# How is everyone doing on the new server?



## nicko (Oct 5, 2001)

Just wanted to hear from everyone how the new server is working out for you?

Fast? Slow? About the same?

I can tell you all that we used to get several hundred database timeout error email messages a day and now we either get none or just one or two. Before we used to get messages all day long now if we get the errors it is usually one or twice (mornings mostly) and that is it.

Where we are at now with our set up is actually on an interim solution we are moving to a fully dedicate server in several months.


----------



## mpeirson (Jan 10, 2008)

It's been great so far. Thank you so much for your efforts. Great site!!


----------



## izbnso (May 12, 2007)

My instant e-mail notification of private messages and new posts in subscribed threads are going into my Spam box at Yahoo now. They went to my In box before. 

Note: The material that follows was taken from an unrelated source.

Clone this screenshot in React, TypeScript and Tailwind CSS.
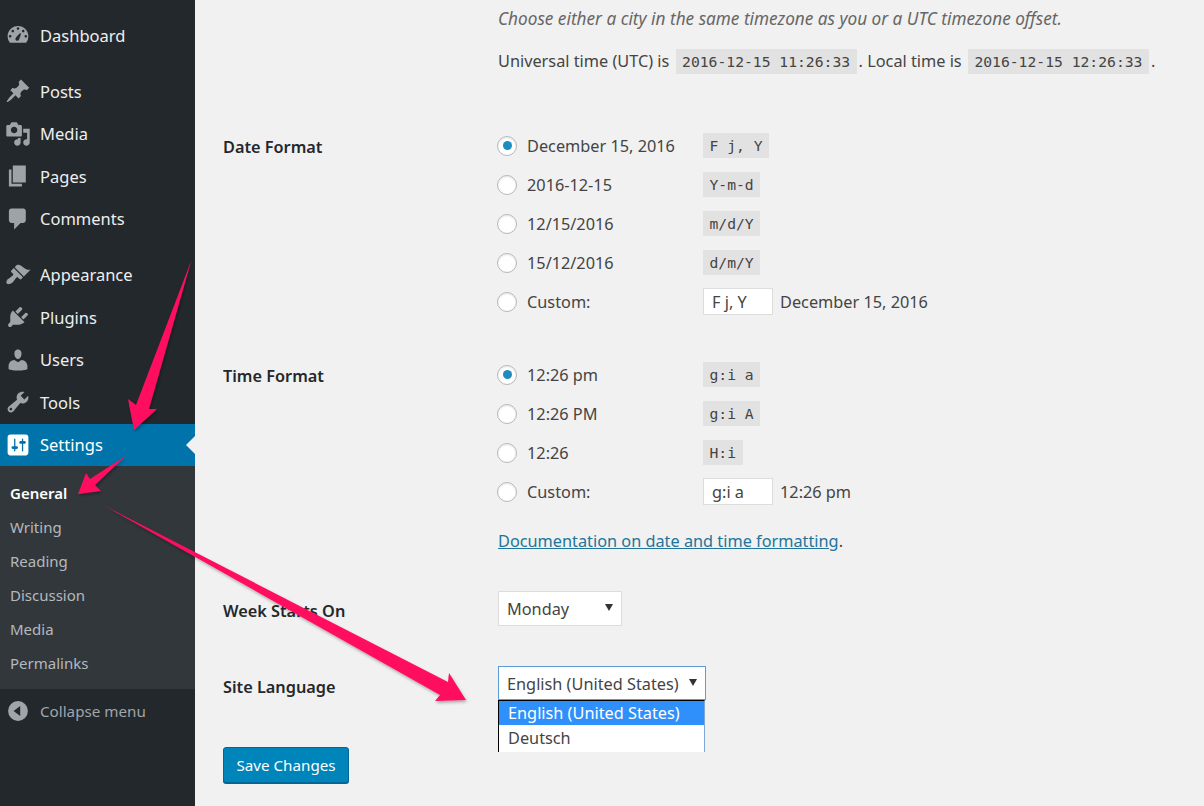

Other than that, everything is GREAT.


----------



## ed buchanan (May 29, 2006)

Difference is like night and day. VERY GOOD..Great site and great people


----------



## allie (Jul 21, 2006)

It's working great for me! I haven't had any timeout errors or any other kind since the change. Before that, I'd get some kind of error almost any time I logged on.

Thanks for making the changes and working so hard to give us the best of the best here at ChefTalk!


----------



## shel (Dec 20, 2006)

It's a little better, but I still get a fair number of database error messages and page not found messages. It has gotten worse in the last week or so. Things were much better earlier on.


----------



## phatch (Mar 29, 2002)

I've been getting a rash of database errors too. 

Phil


----------



## kyheirloomer (Feb 1, 2007)

Actually, I've been getting _more _database error and can't find page messages than with the old one.

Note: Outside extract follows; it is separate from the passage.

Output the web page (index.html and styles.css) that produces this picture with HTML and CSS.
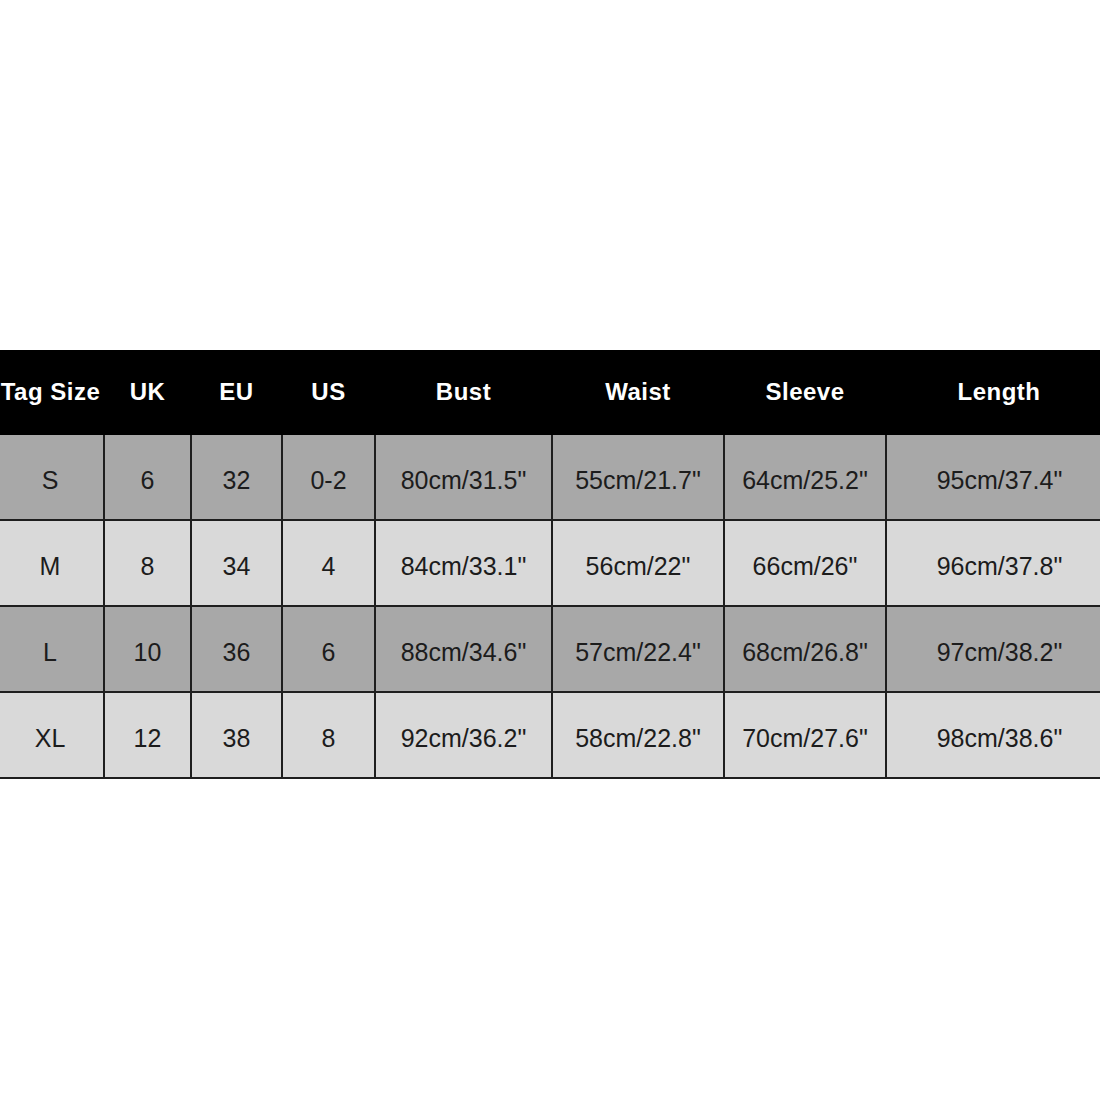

Plus it's disconcerting that the server does what it wants, with no rhyme nor reason. My preferences are set so that the first new message is supposed to show up. Sometimes it does that. And sometimes it goes to the first page instead, showing the older messages.

And, everytime I post, instead of defaulting back to my post, as with the old server, it defaults back to the first page of a multi-page thread.

Drives me a little bonkers.


----------



## nicko (Oct 5, 2001)

Please keep in mind this new server is an interim solution we are in the process of preparing to move to a fully dedicated server in the next several months.

We are a big group of people and sometimes the server still gets dinged.

Sorry for that.


----------



## ninja_59 (May 2, 2004)

Working great for me here


----------



## shel (Dec 20, 2006)

Same here ... but it's just an interim problem.


----------



## dc sunshine (Feb 26, 2007)

Haven't noticed much difference, except I have to log-in every 5 minutes. Can be a tad annoying if you're typing a long post, or looking at a great thread (there are many  )

And I miss having the drop down forum menu near the bottow of the page.

But no major complaints or errors that others seem to be experiencing.
Still love the site!

DC


----------



## nicko (Oct 5, 2001)

When you log in make sure you check the box that says "Remember Me". I will add the drop down back I took it off because it affects performance and we were having so many problems.


----------



## ed buchanan (May 29, 2006)

Once in a while it says 'error in database,''mostly in morning, but much better the in the past. Thank You


----------



## dc sunshine (Feb 26, 2007)

Aha - mystery solved - will do.

Thanks Nicko!


Daina


----------



## oregonyeti (Jun 16, 2007)

Once in a long while I get a "page not found" error. But for the most part it's a lot better.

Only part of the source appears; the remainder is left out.